◆ EXERCISE DESCRIPTION:
Repeat the data word for word. Do not include the pictures.

◆ GIVEN DATA:

┄┄┄┄┄┄┄┄┄┄┄┄┄┄┄┄┄┄┄┄

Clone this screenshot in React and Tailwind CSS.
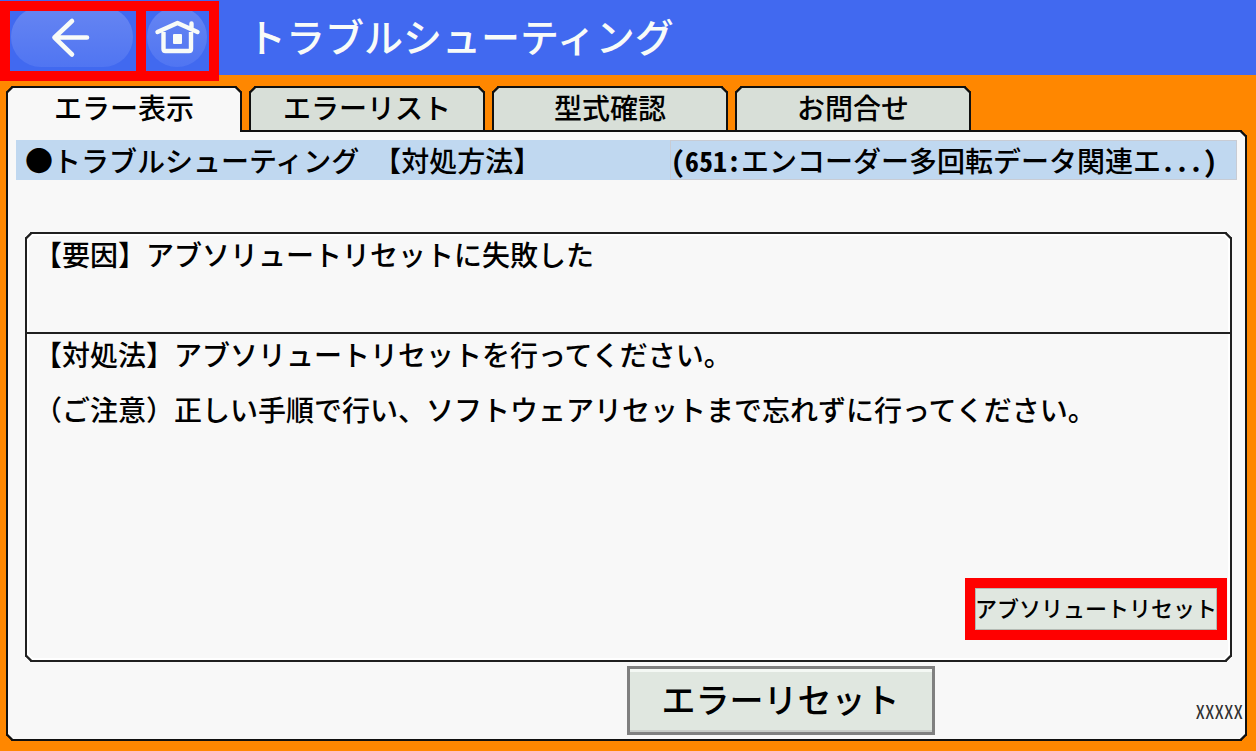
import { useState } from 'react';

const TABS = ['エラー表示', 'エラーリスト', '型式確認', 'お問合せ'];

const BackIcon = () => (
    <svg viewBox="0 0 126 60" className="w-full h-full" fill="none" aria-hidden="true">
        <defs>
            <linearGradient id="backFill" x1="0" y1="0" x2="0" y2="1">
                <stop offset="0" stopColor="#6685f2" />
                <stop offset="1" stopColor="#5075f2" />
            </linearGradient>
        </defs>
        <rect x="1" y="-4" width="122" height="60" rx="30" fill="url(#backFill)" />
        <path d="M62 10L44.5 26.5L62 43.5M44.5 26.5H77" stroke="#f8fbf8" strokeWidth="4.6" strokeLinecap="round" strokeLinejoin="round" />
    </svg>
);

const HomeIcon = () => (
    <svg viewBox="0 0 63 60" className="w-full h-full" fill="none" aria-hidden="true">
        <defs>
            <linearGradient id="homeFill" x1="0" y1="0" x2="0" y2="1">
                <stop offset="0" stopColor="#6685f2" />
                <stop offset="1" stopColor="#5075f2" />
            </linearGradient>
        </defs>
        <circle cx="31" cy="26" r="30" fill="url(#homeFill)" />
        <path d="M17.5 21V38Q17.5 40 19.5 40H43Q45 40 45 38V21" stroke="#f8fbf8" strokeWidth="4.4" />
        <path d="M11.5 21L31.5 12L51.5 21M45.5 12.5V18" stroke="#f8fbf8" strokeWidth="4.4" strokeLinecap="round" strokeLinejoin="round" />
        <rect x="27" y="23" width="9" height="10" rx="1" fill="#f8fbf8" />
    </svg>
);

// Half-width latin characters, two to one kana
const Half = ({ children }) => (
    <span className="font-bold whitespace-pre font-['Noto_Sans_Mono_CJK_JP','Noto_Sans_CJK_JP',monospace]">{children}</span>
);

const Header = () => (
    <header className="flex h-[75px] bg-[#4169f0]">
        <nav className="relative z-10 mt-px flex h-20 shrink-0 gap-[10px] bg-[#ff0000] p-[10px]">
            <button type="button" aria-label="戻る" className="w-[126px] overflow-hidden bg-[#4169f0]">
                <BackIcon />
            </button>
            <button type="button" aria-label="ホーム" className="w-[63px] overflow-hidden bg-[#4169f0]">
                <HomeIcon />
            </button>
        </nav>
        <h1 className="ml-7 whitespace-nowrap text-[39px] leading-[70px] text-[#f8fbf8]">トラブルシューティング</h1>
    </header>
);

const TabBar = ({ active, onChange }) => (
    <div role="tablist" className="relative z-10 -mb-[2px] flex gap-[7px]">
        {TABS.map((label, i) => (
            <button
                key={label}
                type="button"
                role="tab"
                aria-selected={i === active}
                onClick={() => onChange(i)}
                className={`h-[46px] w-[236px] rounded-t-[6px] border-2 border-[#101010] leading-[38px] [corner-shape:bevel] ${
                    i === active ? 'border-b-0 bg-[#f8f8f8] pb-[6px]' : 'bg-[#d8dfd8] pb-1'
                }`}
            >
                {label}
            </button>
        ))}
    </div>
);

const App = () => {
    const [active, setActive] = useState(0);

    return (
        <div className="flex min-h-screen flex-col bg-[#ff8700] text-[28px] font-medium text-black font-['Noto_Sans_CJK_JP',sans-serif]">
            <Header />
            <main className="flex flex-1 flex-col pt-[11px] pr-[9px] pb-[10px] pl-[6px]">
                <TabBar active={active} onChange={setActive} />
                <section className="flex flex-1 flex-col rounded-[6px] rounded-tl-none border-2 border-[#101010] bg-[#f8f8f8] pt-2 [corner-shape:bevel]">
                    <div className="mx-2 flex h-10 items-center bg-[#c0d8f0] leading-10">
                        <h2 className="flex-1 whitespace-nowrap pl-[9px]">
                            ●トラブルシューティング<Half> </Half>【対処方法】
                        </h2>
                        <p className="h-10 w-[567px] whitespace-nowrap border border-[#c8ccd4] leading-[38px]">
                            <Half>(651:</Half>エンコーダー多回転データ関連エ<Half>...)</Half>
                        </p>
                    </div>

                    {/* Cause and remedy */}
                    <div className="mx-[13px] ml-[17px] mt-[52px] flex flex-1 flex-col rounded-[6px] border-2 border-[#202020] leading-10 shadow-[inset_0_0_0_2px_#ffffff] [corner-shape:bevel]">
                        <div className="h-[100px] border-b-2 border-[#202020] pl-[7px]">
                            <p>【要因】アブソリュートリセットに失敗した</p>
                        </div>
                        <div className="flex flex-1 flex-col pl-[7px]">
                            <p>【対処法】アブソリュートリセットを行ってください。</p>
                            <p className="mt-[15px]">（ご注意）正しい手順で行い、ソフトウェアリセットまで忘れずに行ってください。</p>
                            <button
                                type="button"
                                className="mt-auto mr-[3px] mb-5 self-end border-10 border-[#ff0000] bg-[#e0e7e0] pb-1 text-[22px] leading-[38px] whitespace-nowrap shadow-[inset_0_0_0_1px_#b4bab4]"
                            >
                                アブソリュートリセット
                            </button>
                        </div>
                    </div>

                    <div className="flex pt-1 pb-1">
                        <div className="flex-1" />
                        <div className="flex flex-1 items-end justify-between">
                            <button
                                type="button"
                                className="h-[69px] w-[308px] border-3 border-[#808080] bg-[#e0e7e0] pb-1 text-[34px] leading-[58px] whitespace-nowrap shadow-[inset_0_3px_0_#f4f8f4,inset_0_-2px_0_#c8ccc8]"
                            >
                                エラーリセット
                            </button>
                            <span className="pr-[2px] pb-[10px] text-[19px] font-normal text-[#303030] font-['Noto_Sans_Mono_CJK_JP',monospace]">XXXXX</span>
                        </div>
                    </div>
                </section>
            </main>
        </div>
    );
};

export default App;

┄┄┄┄┄┄┄┄┄┄┄┄┄┄┄┄┄┄┄┄

◆ SOLUTION FOR THIS TASK:
Clone this screenshot in React and Tailwind CSS.
import { useState } from 'react';

const TABS = ['エラー表示', 'エラーリスト', '型式確認', 'お問合せ'];

const BackIcon = () => (
    <svg viewBox="0 0 126 60" className="w-full h-full" fill="none" aria-hidden="true">
        <defs>
            <linearGradient id="backFill" x1="0" y1="0" x2="0" y2="1">
                <stop offset="0" stopColor="#6685f2" />
                <stop offset="1" stopColor="#5075f2" />
            </linearGradient>
        </defs>
        <rect x="1" y="-4" width="122" height="60" rx="30" fill="url(#backFill)" />
        <path d="M62 10L44.5 26.5L62 43.5M44.5 26.5H77" stroke="#f8fbf8" strokeWidth="4.6" strokeLinecap="round" strokeLinejoin="round" />
    </svg>
);

const HomeIcon = () => (
    <svg viewBox="0 0 63 60" className="w-full h-full" fill="none" aria-hidden="true">
        <defs>
            <linearGradient id="homeFill" x1="0" y1="0" x2="0" y2="1">
                <stop offset="0" stopColor="#6685f2" />
                <stop offset="1" stopColor="#5075f2" />
            </linearGradient>
        </defs>
        <circle cx="31" cy="26" r="30" fill="url(#homeFill)" />
        <path d="M17.5 21V38Q17.5 40 19.5 40H43Q45 40 45 38V21" stroke="#f8fbf8" strokeWidth="4.4" />
        <path d="M11.5 21L31.5 12L51.5 21M45.5 12.5V18" stroke="#f8fbf8" strokeWidth="4.4" strokeLinecap="round" strokeLinejoin="round" />
        <rect x="27" y="23" width="9" height="10" rx="1" fill="#f8fbf8" />
    </svg>
);

// Half-width latin characters, two to one kana
const Half = ({ children }) => (
    <span className="font-bold whitespace-pre font-['Noto_Sans_Mono_CJK_JP','Noto_Sans_CJK_JP',monospace]">{children}</span>
);

const Header = () => (
    <header className="flex h-[75px] bg-[#4169f0]">
        <nav className="relative z-10 mt-px flex h-20 shrink-0 gap-[10px] bg-[#ff0000] p-[10px]">
            <button type="button" aria-label="戻る" className="w-[126px] overflow-hidden bg-[#4169f0]">
                <BackIcon />
            </button>
            <button type="button" aria-label="ホーム" className="w-[63px] overflow-hidden bg-[#4169f0]">
                <HomeIcon />
            </button>
        </nav>
        <h1 className="ml-7 whitespace-nowrap text-[39px] leading-[70px] text-[#f8fbf8]">トラブルシューティング</h1>
    </header>
);

const TabBar = ({ active, onChange }) => (
    <div role="tablist" className="relative z-10 -mb-[2px] flex gap-[7px]">
        {TABS.map((label, i) => (
            <button
                key={label}
                type="button"
                role="tab"
                aria-selected={i === active}
                onClick={() => onChange(i)}
                className={`h-[46px] w-[236px] rounded-t-[6px] border-2 border-[#101010] leading-[38px] [corner-shape:bevel] ${
                    i === active ? 'border-b-0 bg-[#f8f8f8] pb-[6px]' : 'bg-[#d8dfd8] pb-1'
                }`}
            >
                {label}
            </button>
        ))}
    </div>
);

const App = () => {
    const [active, setActive] = useState(0);

    return (
        <div className="flex min-h-screen flex-col bg-[#ff8700] text-[28px] font-medium text-black font-['Noto_Sans_CJK_JP',sans-serif]">
            <Header />
            <main className="flex flex-1 flex-col pt-[11px] pr-[9px] pb-[10px] pl-[6px]">
                <TabBar active={active} onChange={setActive} />
                <section className="flex flex-1 flex-col rounded-[6px] rounded-tl-none border-2 border-[#101010] bg-[#f8f8f8] pt-2 [corner-shape:bevel]">
                    <div className="mx-2 flex h-10 items-center bg-[#c0d8f0] leading-10">
                        <h2 className="flex-1 whitespace-nowrap pl-[9px]">
                            ●トラブルシューティング<Half> </Half>【対処方法】
                        </h2>
                        <p className="h-10 w-[567px] whitespace-nowrap border border-[#c8ccd4] leading-[38px]">
                            <Half>(651:</Half>エンコーダー多回転データ関連エ<Half>...)</Half>
                        </p>
                    </div>

                    {/* Cause and remedy */}
                    <div className="mx-[13px] ml-[17px] mt-[52px] flex flex-1 flex-col rounded-[6px] border-2 border-[#202020] leading-10 shadow-[inset_0_0_0_2px_#ffffff] [corner-shape:bevel]">
                        <div className="h-[100px] border-b-2 border-[#202020] pl-[7px]">
                            <p>【要因】アブソリュートリセットに失敗した</p>
                        </div>
                        <div className="flex flex-1 flex-col pl-[7px]">
                            <p>【対処法】アブソリュートリセットを行ってください。</p>
                            <p className="mt-[15px]">（ご注意）正しい手順で行い、ソフトウェアリセットまで忘れずに行ってください。</p>
                            <button
                                type="button"
                                className="mt-auto mr-[3px] mb-5 self-end border-10 border-[#ff0000] bg-[#e0e7e0] pb-1 text-[22px] leading-[38px] whitespace-nowrap shadow-[inset_0_0_0_1px_#b4bab4]"
                            >
                                アブソリュートリセット
                            </button>
                        </div>
                    </div>

                    <div className="flex pt-1 pb-1">
                        <div className="flex-1" />
                        <div className="flex flex-1 items-end justify-between">
                            <button
                                type="button"
                                className="h-[69px] w-[308px] border-3 border-[#808080] bg-[#e0e7e0] pb-1 text-[34px] leading-[58px] whitespace-nowrap shadow-[inset_0_3px_0_#f4f8f4,inset_0_-2px_0_#c8ccc8]"
                            >
                                エラーリセット
                            </button>
                            <span className="pr-[2px] pb-[10px] text-[19px] font-normal text-[#303030] font-['Noto_Sans_Mono_CJK_JP',monospace]">XXXXX</span>
                        </div>
                    </div>
                </section>
            </main>
        </div>
    );
};

export default App;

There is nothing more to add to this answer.